I just love love love blondies.  And they make everyone in my family happy.  Greg will eat them because they are not too chocolaty, Andy likes them because there is chocolate in them (although he is really developing a palate for other flavors :)), Sylvie who really likes it all (like me), Rob too enjoys a good blondie as long as it doesn’t have white chocolate or butterscotch in it and Alisa our au pair too.  She just loves the nuts in these.  I’ve tried many blondie recipes over the years, and I’ve often bought blondies to try when out and about but I’m usually disappointed.  But…I’m done searching.  I tried and found these sweet blondies in Alice Medrich’s Cookies and Brownies book.  Forever done.  I hope you like them as much as we do.  And of course, yes, so yummy with vanilla ice cream!blondie-tray

Oh and btw – I often multiply this recipe by 4!  Yes, a lot I know…but they freeze really well.  I bake in my half sheet pan lined with parchment and save some for unexpected company, for charity or for gifts.  But the recipe below is for one 8×8 inch pan.

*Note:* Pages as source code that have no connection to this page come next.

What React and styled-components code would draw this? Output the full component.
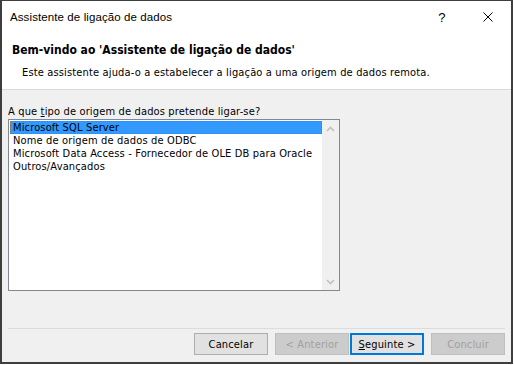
import React, { useState } from "react";
import styled, { createGlobalStyle } from "styled-components";

const GlobalStyle = createGlobalStyle`
  body {
    margin: 0;
    background: #ffffff;
  }
`;

const dialogFont = `"DejaVu Sans Condensed", "Liberation Sans", sans-serif`;

const Window = styled.div`
  width: 513px;
  height: 364px;
  box-sizing: border-box;
  border: 2px solid #3e3e3e;
  border-top-width: 1px;
  background: #f0f0f0;
  display: flex;
  flex-direction: column;
  font-family: ${dialogFont};
  font-size: 11px;
  letter-spacing: 0.15px;
  color: #000;
`;

const Header = styled.header`
  height: 89px;
  box-sizing: border-box;
  background: #ffffff;
  border-bottom: 1px solid #dadada;
  display: flex;
  flex-direction: column;
`;

const TitleBar = styled.div`
  height: 32px;
  display: flex;
  align-items: center;
`;

const Title = styled.div`
  flex: 1;
  padding-left: 8px;
  font-family: "Liberation Sans", sans-serif;
  font-size: 11.5px;
  letter-spacing: 0.1px;
`;

const TitleButton = styled.div`
  width: 46px;
  height: 100%;
  display: flex;
  align-items: center;
  justify-content: center;
  font-family: "Liberation Sans", sans-serif;
  font-size: 13px;
`;

const Heading = styled.div`
  margin: 11px 0 0 10px;
  font-weight: bold;
  font-size: 12px;
  letter-spacing: 0;
  line-height: 13px;
`;

const Subtitle = styled.div`
  margin: 9px 0 0 20px;
  line-height: 13px;
`;

const Body = styled.div`
  flex: 1;
  padding: 0 6px;
  display: flex;
  flex-direction: column;
`;

const Label = styled.div`
  margin-top: 15px;
  line-height: 13px;
`;

const ListBox = styled.div`
  margin-top: 1px;
  width: 332px;
  height: 172px;
  box-sizing: border-box;
  border: 1px solid #828790;
  background: #ffffff;
  display: flex;
`;

const Items = styled.div`
  flex: 1;
  padding: 1px 0 0 1px;
`;

const Item = styled.div`
  height: 13px;
  box-sizing: border-box;
  line-height: 11px;
  padding-left: 2px;
  white-space: nowrap;
  background: ${(p) => (p.$selected ? "#3399ff" : "transparent")};
  border: 1px ${(p) => (p.$selected ? "dotted #c66a00" : "solid transparent")};
  cursor: default;
`;

const ScrollBar = styled.div`
  width: 17px;
  background: #f0f0f0;
  display: flex;
  flex-direction: column;
  justify-content: space-between;
`;

const ScrollArrow = styled.div`
  height: 17px;
  display: flex;
  align-items: center;
  justify-content: center;
`;

const Separator = styled.div`
  margin-top: 37px;
  height: 1px;
  background: #dcdcdc;
`;

const ButtonRow = styled.div`
  margin-top: 4px;
  display: flex;
  justify-content: flex-end;
`;

const Button = styled.button`
  width: 74px;
  height: 22px;
  margin-left: ${(p) => p.$gap || 0}px;
  box-sizing: border-box;
  padding: 0;
  font-family: ${dialogFont};
  font-size: 11px;
  letter-spacing: 0.15px;
  color: ${(p) => (p.disabled ? "#a0a0a0" : "#000")};
  background: ${(p) => (p.disabled ? "#cccccc" : "#e1e1e1")};
  border: ${(p) =>
    p.$default ? "2px solid #0078d7" : p.disabled ? "1px solid #bfbfbf" : "1px solid #adadad"};
  border-radius: 0;
  outline: none;
`;

const Chevron = ({ up }) => (
  <svg width="9" height="6" viewBox="0 0 9 6">
    <path
      d={up ? "M1 5 L4.5 1.5 L8 5" : "M1 1 L4.5 4.5 L8 1"}
      fill="none"
      stroke="#c0c0c0"
      strokeWidth="1.6"
    />
  </svg>
);

const sources = [
  "Microsoft SQL Server",
  "Nome de origem de dados de ODBC",
  "Microsoft Data Access - Fornecedor de OLE DB para Oracle",
  "Outros/Avançados",
];

export default function App() {
  const [selected, setSelected] = useState(0);

  return (
    <>
      <GlobalStyle />
      <Window>
        <Header>
          <TitleBar>
            <Title>Assistente de ligação de dados</Title>
            <TitleButton>?</TitleButton>
            <TitleButton>
              <svg width="10" height="10" viewBox="0 0 10 10">
                <path d="M0.5 0.5 L9.5 9.5 M9.5 0.5 L0.5 9.5" stroke="#000" strokeWidth="1" />
              </svg>
            </TitleButton>
          </TitleBar>
          <Heading>Bem-vindo ao 'Assistente de ligação de dados'</Heading>
          <Subtitle>
            Este assistente ajuda-o a estabelecer a ligação a uma origem de dados remota.
          </Subtitle>
        </Header>
        <Body>
          <Label>
            A que <u>t</u>ipo de origem de dados pretende ligar-se?
          </Label>
          <ListBox>
            <Items>
              {sources.map((s, i) => (
                <Item key={s} $selected={i === selected} onClick={() => setSelected(i)}>
                  {s}
                </Item>
              ))}
            </Items>
            <ScrollBar>
              <ScrollArrow>
                <Chevron up />
              </ScrollArrow>
              <ScrollArrow>
                <Chevron />
              </ScrollArrow>
            </ScrollBar>
          </ListBox>
          <Separator />
          <ButtonRow>
            <Button>Cancelar</Button>
            <Button $gap={7} disabled>
              &lt; Anterior
            </Button>
            <Button $gap={1} $default>
              <u>S</u>eguinte &gt;
            </Button>
            <Button $gap={7} disabled>
              Concluir
            </Button>
          </ButtonRow>
        </Body>
      </Window>
    </>
  );
}
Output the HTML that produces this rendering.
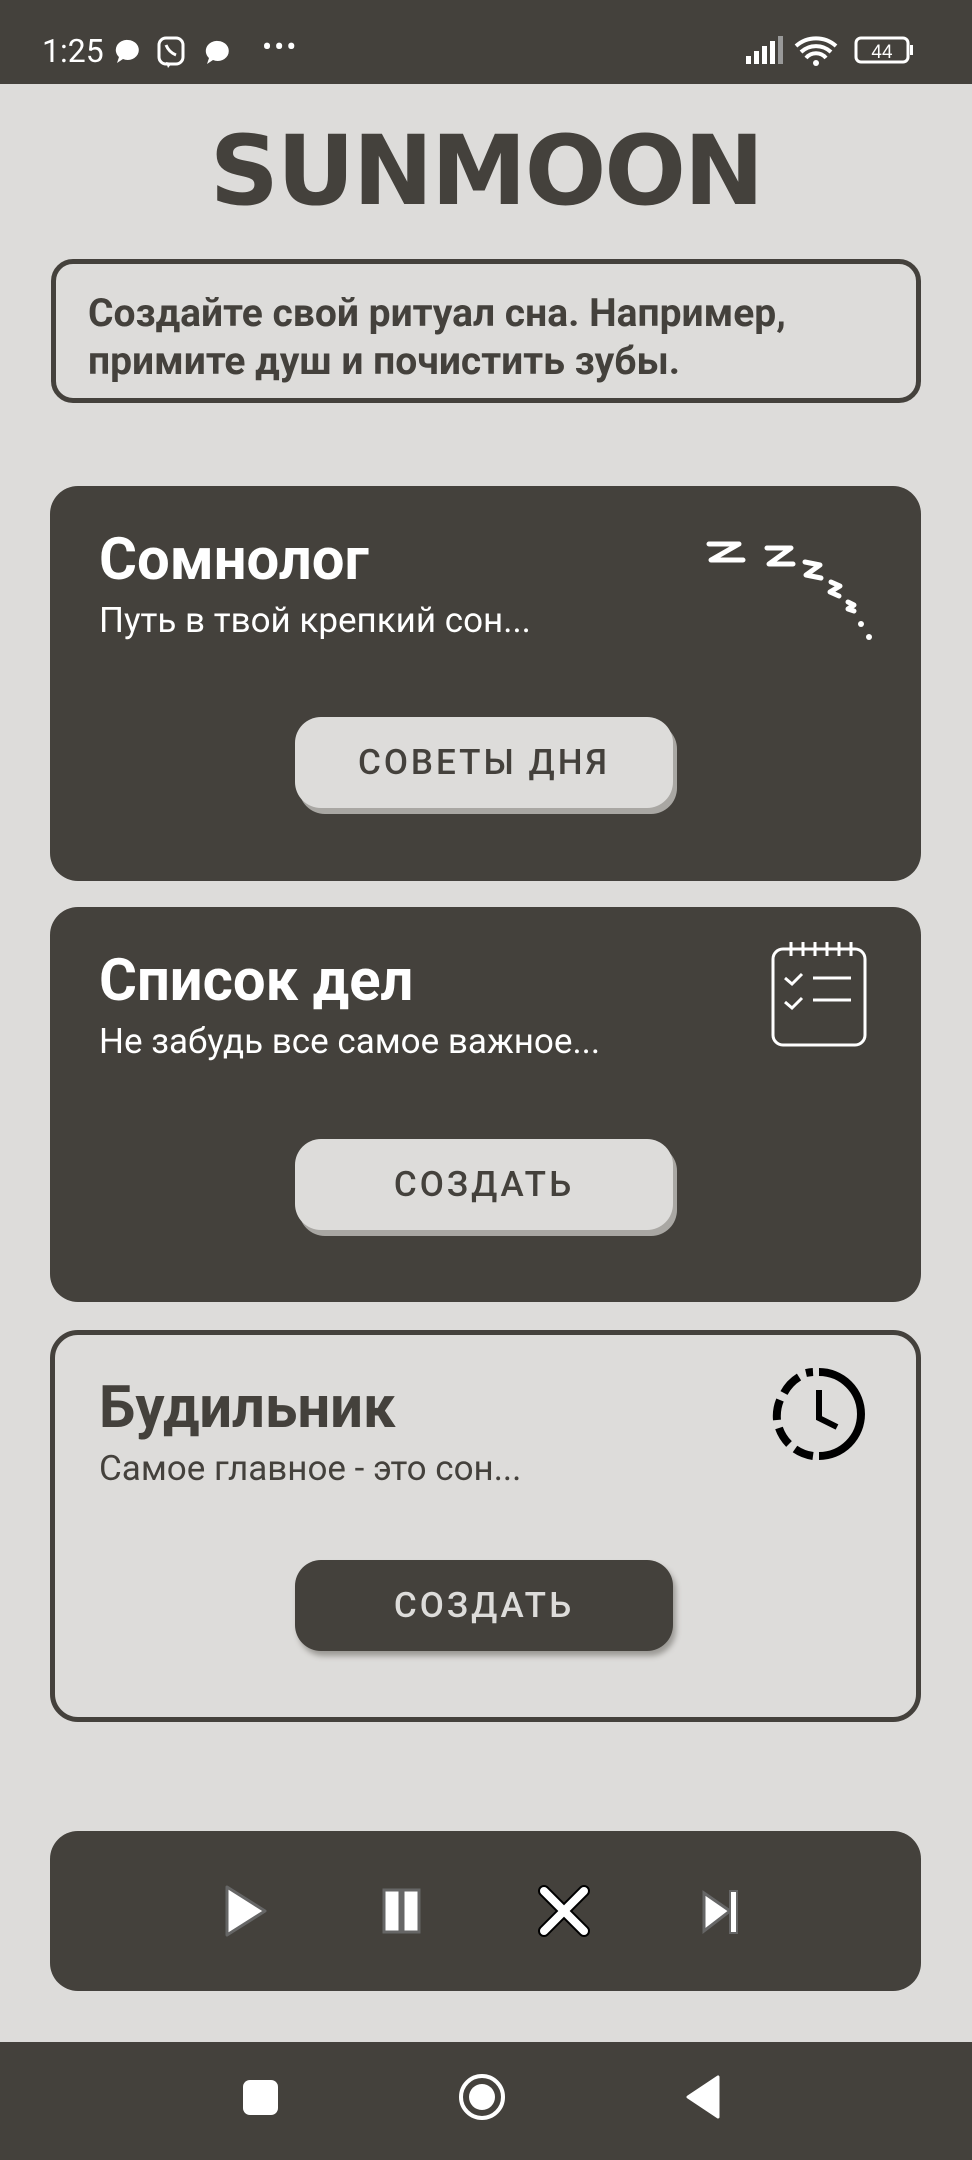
<!DOCTYPE html>
<html><head><meta charset="utf-8"><style>
*{margin:0;padding:0;box-sizing:border-box}
body{width:972px;height:2160px;background:#dddcda;font-family:"Roboto","Liberation Sans","DejaVu Sans",sans-serif;position:relative;overflow:hidden;color:#44413c}
.abs{position:absolute}
.status{left:0;top:0;width:972px;height:84px;background:#44413c;color:#fff}
.logo{left:0;width:972px;top:116px;text-align:center;font-size:96px;font-weight:900;letter-spacing:-2px;color:#44413c;line-height:110px;font-family:"DejaVu Sans","Liberation Sans",sans-serif}
.info{left:51px;top:259px;width:870px;height:144px;border:5px solid #44413c;border-radius:22px;padding:25px 0 0 32px;font-size:39px;font-weight:bold;line-height:48px}
.card{left:50px;width:871px;border-radius:28px;background:#44413c;color:#fff}
.card h2{position:absolute;left:49px;font-size:58px;font-weight:bold}
.card p{position:absolute;left:49px;font-size:35px}
.btn{position:absolute;left:245px;width:378px;height:91px;border-radius:26px;background:#dddcda;color:#44413c;font-size:35px;font-weight:500;letter-spacing:3px;text-align:center;line-height:91px;box-shadow:4px 6px 0 #a9a7a3}
.light{background:#dddcda;color:#44413c;border:5px solid #44413c}
.light .btn{background:#44413c;color:#dddcda;box-shadow:3px 5px 6px #9b9995;left:240px}
</style></head><body>
<div class="abs status">
 <div class="abs" style="left:42px;top:32px;font-size:32px">1:25</div>
 <svg class="abs" style="left:114px;top:36px" width="130" height="34" viewBox="0 0 130 34">
  <path d="M14 4a11 10 0 1 1-5 19l-6 4 2-6A11 10 0 0 1 14 4z" fill="#fff"/>
  <rect x="45" y="2" width="24" height="26" rx="7" fill="none" stroke="#fff" stroke-width="3"/><path d="M52 26l2 6 4-5" fill="#fff"/><path d="M52 9c2 5 5 8 10 10" stroke="#fff" stroke-width="3" fill="none"/>
  <path d="M104 5a11 10 0 1 1-5 19l-6 4 2-6A11 10 0 0 1 104 5z" fill="#fff"/>
 </svg>
 <div class="abs" style="left:262px;top:30px;font-size:30px;letter-spacing:2px">•••</div>
 <svg class="abs" style="left:744px;top:34px" width="176" height="34" viewBox="0 0 176 34">
  <rect x="2" y="22" width="5" height="8" fill="#fff"/><rect x="10" y="17" width="5" height="13" fill="#fff"/><rect x="18" y="12" width="5" height="18" fill="#fff"/><rect x="26" y="7" width="5" height="23" fill="#fff"/><rect x="34" y="2" width="5" height="28" fill="#999"/>
  <path d="M52 12a30 30 0 0 1 40 0M57 18a22 22 0 0 1 30 0M62 24a13 13 0 0 1 20 0" stroke="#fff" stroke-width="4" fill="none"/><circle cx="72" cy="29" r="3" fill="#fff"/>
  <rect x="112" y="4" width="52" height="24" rx="5" fill="none" stroke="#fff" stroke-width="3"/><rect x="166" y="11" width="3" height="10" fill="#fff"/>
  <text x="138" y="24" font-size="19" fill="#fff" text-anchor="middle" font-family="Liberation Sans">44</text>
 </svg>
</div>
<div class="abs logo">SUNMOON</div>
<div class="abs info">Создайте свой ритуал сна. Например,<br>примите душ и почистить зубы.</div>

<div class="abs card" style="top:486px;height:395px">
 <h2 style="top:40px">Сомнолог</h2>
 <p style="top:114px">Путь в твой крепкий сон...</p>
 <svg class="abs" style="left:655px;top:54px" width="175" height="106" viewBox="0 0 175 106">
  <g stroke="#fff" stroke-width="5" fill="none" stroke-linecap="round" stroke-linejoin="round">
   <path d="M4 4h30L6 20h32"/><path d="M62 8h24L64 24h24"/><path d="M100 22l15 3-14 10 15 3"/><path d="M126 42l9 4-10 6 9 4"/><path d="M143 62l6 3-6 4 6 2"/>
  </g>
  <circle cx="156" cy="84" r="3" fill="#fff"/><circle cx="164" cy="97" r="3" fill="#fff"/>
 </svg>
 <div class="btn" style="top:231px">СОВЕТЫ ДНЯ</div>
</div>

<div class="abs card" style="top:907px;height:395px">
 <h2 style="top:40px">Список дел</h2>
 <p style="top:114px">Не забудь все самое важное...</p>
 <svg class="abs" style="left:721px;top:29px" width="96" height="112" viewBox="0 0 96 112">
  <g stroke="#fff" stroke-width="3" fill="none">
   <rect x="2" y="13" width="92" height="96" rx="10"/>
   <path d="M20 6v14M32 6v14M44 6v14M56 6v14M68 6v14M80 6v14"/>
   <path d="M14 42l7 6 10-10M14 66l7 6 10-10M42 42h38M42 64h38"/>
  </g>
 </svg>
 <div class="btn" style="top:232px">СОЗДАТЬ</div>
</div>

<div class="abs card light" style="top:1330px;height:392px">
 <h2 style="top:39px;left:44px">Будильник</h2>
 <p style="top:113px;left:44px">Самое главное - это сон...</p>
 <svg class="abs" style="left:716px;top:31px" width="96" height="96" viewBox="0 0 96 96">
  <g stroke="#000" stroke-width="8" fill="none">
   <path d="M48 6a42 42 0 0 1 0 84" />
   <path d="M42 90a42 42 0 0 1-18-7M18 78a42 42 0 0 1-10-16M6 54a42 42 0 0 1 3-20M13 27a42 42 0 0 1 15-16M35 7a42 42 0 0 1 7-1"/>
   <path d="M48 24v28l18 9" stroke-width="6"/>
  </g>
 </svg>
 <div class="btn" style="top:225px">СОЗДАТЬ</div>
</div>

<div class="abs card" style="top:1831px;height:160px">
 <svg class="abs" style="left:170px;top:52px" width="560" height="56" viewBox="0 0 560 56">
  <path d="M7 4l38 24L7 52z" fill="#fff" stroke="#666" stroke-width="3" stroke-linejoin="round"/>
  <rect x="164" y="7" width="16" height="42" fill="#fff" stroke="#666" stroke-width="3"/><rect x="183" y="7" width="16" height="42" fill="#fff" stroke="#666" stroke-width="3"/>
  <path d="M324 8l40 40M364 8l-40 40" stroke="#000" stroke-width="12" stroke-linecap="round"/><path d="M324 8l40 40M364 8l-40 40" stroke="#fff" stroke-width="8" stroke-linecap="round"/>
  <path d="M484 10l26 18-26 20z" fill="#fff" stroke="#666" stroke-width="3"/><rect x="510" y="8" width="7" height="42" fill="#fff" stroke="#666" stroke-width="2"/>
 </svg>
</div>

<div class="abs" style="left:0;top:2042px;width:972px;height:118px;background:#44413c">
 <svg class="abs" style="left:0;top:0" width="972" height="118">
  <rect x="243" y="38" width="35" height="35" rx="7" fill="#fff"/>
  <circle cx="482" cy="55" r="21" fill="none" stroke="#fff" stroke-width="4"/><circle cx="482" cy="55" r="13" fill="#fff"/>
  <path d="M718 35v40l-30-20z" fill="#fff" stroke="#fff" stroke-width="3" stroke-linejoin="round"/>
 </svg>
</div>
</body></html>
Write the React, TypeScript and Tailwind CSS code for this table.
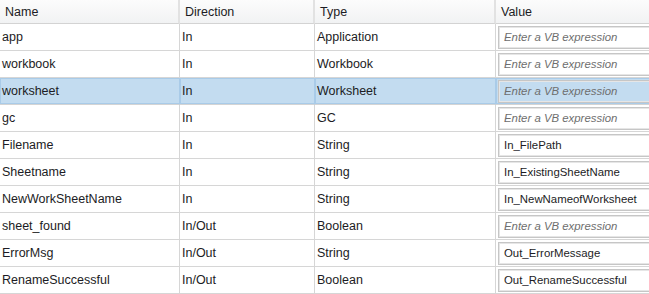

blondies (very slightly adapted from Cookies and Brownies by Alice Medrich):
1 cup all purpose flour
3/4 teaspoon baking powder
1/2 teaspoon salt
1 stick (8 tablespoons) unsalted butter
1 cup firmly packed light brown sugar
1 large egg
1 teaspoon vanilla extract
1 1/2 teaspoons dark rum (optional)
2/3 cup chopped walnuts or walnut pieces (divided)
3/4 – cup semisweet chocolate chips (more if you want)

Preheat the oven to 350 degrees.  Line an 8×8 inch pan with parchment or foil so that it comes up all the sides of the pan.  That way, when cooked, you can pull the blondies from the pan – holding onto the foil/parchment – in one quick and easy effort.  Then smooth down the sides of the foil, and easily cut and serve.  If you don’t care about appearance, then just butter the bottom of the pan – and you can dig them out later.  Up to you.  (Look to pan prep in baking tips to see a photo of this pan prep with cranberry cake.)

In a small bowl, whisk together the flour, baking powder and salt.  Set aside.

In a saucepan, melt the butter and remove from heat.  Add the brown sugar and mix well.  Add the egg, vanilla, rum (if using) and mix well.

Gently stir in the flour mixture and half of the walnuts and 1/4 cup of the chocolate chips.  Pour batter into prepared pan and then top with the rest of the walnuts (other half) and remaining 1/2 cup of chocolate chips.

Bake for 20-25 minutes or until the nuts look toasted and golden and the edges have pulled away from the pan a bit.  Let cool.

Lift the edges of the parchment or foil and pull the blondies out and onto a cutting board.  Fold down the edges of the foil and cut as desired.  These are rich – I recommend cutting them in fairly small squares – but then try not to eat two!